I guess you would describe it as a relief. The medium is cut up bicycle inner-tubes. As Kathy Kelley explained to me later, part of the pleasure of working with inner tubes is that they are very fleshy. And indeed, this piece looks like a field of those alien-appearing primitive worms that anchor themselves to the ocean floor.

After that, I drove down to Commerce Street, where there was another little group of artist warehouses, including the now infamous CSAW. Nothing in these spaces struck me as interesting. I did like the sculptures where Navigation goes into a tunnel under Commerce and the railroad tracks. I was held up walking from one studio to another by a passing train, so I took this photo.



Does anyone know the artist? If so, please comment!

And as I walked down Commerce Street, I saw Skeezer Stinkfist painting in an open warehouse space (not officially part of the Artcrawl). 



We had a beer and chatted a bit. If this space is where he paints, I have to say he isn't suffering for not being in CSAW. (Indeed, it seems that many of the evicted artists have gone on to bigger and better things. Living well is the best revenge.)
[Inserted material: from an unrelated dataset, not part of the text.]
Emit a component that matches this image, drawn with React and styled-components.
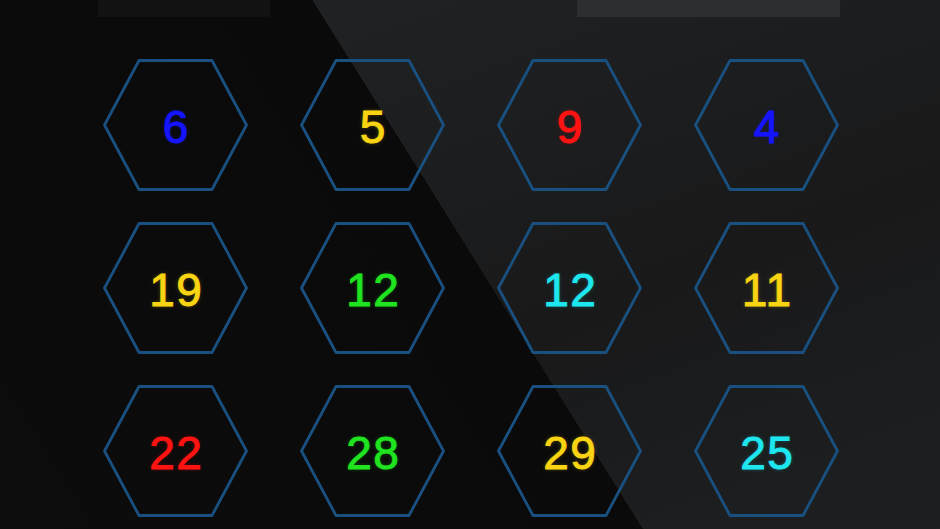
import React from 'react';
import styled, { createGlobalStyle } from 'styled-components';

const GlobalStyle = createGlobalStyle`
    html, body {
        margin: 0;
        padding: 0;
        background: #0a0a0a;
        overflow: hidden;
    }
`

const Screen = styled.main`
    position: relative;
    width: 100%;
    height: 100vh;
    box-sizing: border-box;
    font-family: "Liberation Sans", Arial, sans-serif;
    background:
        linear-gradient(58deg, #0c0c0c 0%, #0a0a0a 50.6%, rgba(10,10,10,0) 50.6%),
        linear-gradient(160deg, #212427 0%, #1b1c1d 45%, #19191a 60%, #1d2022 100%);
    overflow: hidden;
`

const TopBar = styled.header`
    display: flex;
    padding-left: 98px;
    gap: 307px;
    height: 17px;
`

const Tab = styled.div`
    width: ${props => props.width}px;
    height: 100%;
    background-color: ${props => props.bg};
`

const Board = styled.section`
    display: grid;
    grid-template-columns: repeat(4, 145px);
    grid-auto-rows: 132px;
    column-gap: 52px;
    row-gap: 31px;
    padding: 42px 0 0 103px;
`

const Cell = styled.div`
    position: relative;
    display: flex;
    align-items: center;
    justify-content: center;

    svg{
        position: absolute;
        inset: 0;
        width: 100%;
        height: 100%;
        overflow: visible;
        filter: blur(0.4px);
    }
`

const Number = styled.span`
    position: relative;
    font-size: 46px;
    font-weight: 400;
    letter-spacing: 1.5px;
    color: ${props => props.color};
    -webkit-text-stroke: 0.9px ${props => props.color};
    text-shadow: 0 0 4px ${props => props.color}55;
    margin: 3px 0 0 1.5px;
`

const COLORS = {
    blue: '#1414ff',
    yellow: '#f8d412',
    red: '#ff1212',
    green: '#1fe41f',
    cyan: '#1ee6ee'
}

const tiles = [
    {value: 6, color: 'blue'},
    {value: 5, color: 'yellow'},
    {value: 9, color: 'red'},
    {value: 4, color: 'blue'},
    {value: 19, color: 'yellow'},
    {value: 12, color: 'green'},
    {value: 12, color: 'cyan'},
    {value: 11, color: 'yellow'},
    {value: 22, color: 'red'},
    {value: 28, color: 'green'},
    {value: 29, color: 'yellow'},
    {value: 25, color: 'cyan'}
]

const Hexagon = () => (
    <svg viewBox="0 0 145 132" preserveAspectRatio="none">
        <polygon
            points="36,1.5 109,1.5 143.5,66 109,130.5 36,130.5 1.5,66"
            fill="none"
            stroke="#1a5080"
            strokeWidth="2.8"
            strokeLinejoin="round"
        />
    </svg>
)

const Tile = ({value, color}) => {
    return(
        <Cell>
            <Hexagon />
            <Number color={COLORS[color]}>{value}</Number>
        </Cell>
    )
}

const App = () => {
    return(
        <Screen>
            <GlobalStyle />
            <TopBar>
                <Tab width={172} bg="#121212" />
                <Tab width={263} bg="#2c2f31" />
            </TopBar>
            <Board>
                {tiles.map((tile, i) => (
                    <Tile key={i} value={tile.value} color={tile.color} />
                ))}
            </Board>
        </Screen>
    )
}

export default App;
Then I made my way to El Rincon Social. I'm not sure what the story is with this place--it doesn't appear to house studios. When I walked up (around 6:30 pm), the cops were there shutting down their music (a dude playing acoustic guitar--amplified, but still...). There were a bunch of paintings and objects on the walls, but it was hard to know who the artists were. Here's one that knocked me out.



This struck me as a very modern version of the old pulp painting tradition. That kind of painting was often very lush and rich. I particularly like covers of Argosy from World War II. Obviously this painting tradition has a strong relationship with hardboiled crime fiction, and this is obviously an image from a neo-noir story. Is there a story? Is this a work of illustration, or is this a purely stand-alone work? Either way, it works. (Again, if you know the artist, please let me know if the comments. I want to give credit where credit is due.)

While I was there, I met two of the folks who run the Station Museum, Keijiro Suzuki and Alan Schnigter (I think). This piece is by Schnigter.



The ladder really makes it, don't you think? We had a discussion about how hard it is for local institutions to collect contemporary art. They take so long to make decisions, and are paralyzed by the fear of making a wrong decision (because no one can be sure what art being made today will be worth remembering 10-20-50 years from now). So I think they depend on local collectors to buy contemporary art with the understanding that it might end up at the MFAH later (after history has time to render at least a preliminary verdict). Of course, this was just three guys idly speculating in a warehouse, so who knows?

Finally I went out to Box 13, the last stop on my personal crawl. (I missed a few venues, which I regret. But it was hard to see everything.) They have a show up that they originally did in Nuevo Laredo. It's called Hasta La Basura Se Separa. Here's a piece by Kathy Kelley from the show.




She told me how she liked rubber's skin-like quality, and she liked to sew her pieces. I joked that she sounded like Buffalo Bill. But really her work reminds me of Louise Bourgeois, Eva Hesse and Robert Morris. The softness and fleshiness of it, the way gravity acts on her work, are all appealing. It looks great, but it also pretty much begs you to touch it.

There were no crowds here, unfortunately. Box 13 is a little off the beaten path for this event, and there are apparently no nearby studios, so you don't get critical mass like you do off Nance or Commerce Street. Too bad, because this show has lots of great stuff.



This piece is by Hunter Cross (his name sounds like the protagonist from a Lee Child book.) A piece like this reminds you that Christmas is approaching. When I was a kid, the parents hid the presents in a closet that we always found. Barbed wire may have been more effective.



This piece is by Michelle Mayer, and when you see it, you see see just a glow coming from inside the suitcase (just like the briefcase in Pulp Fiction). As you approach it, you realize that the glow is a projected image.



But it's not a still image--someone keeps adding "things" to the suitcase.



I am not sure who the artist is here (help?), but I like it. I like the way it combines a real object with a cartoon-like depiction of puddled water.

Artist Jonathan Clark uses Box 13's most awkward exhibition space very cleverly in this installation called "The Golden Spiral."



And there are many other intriguing pieces in this show, which I highly recommend.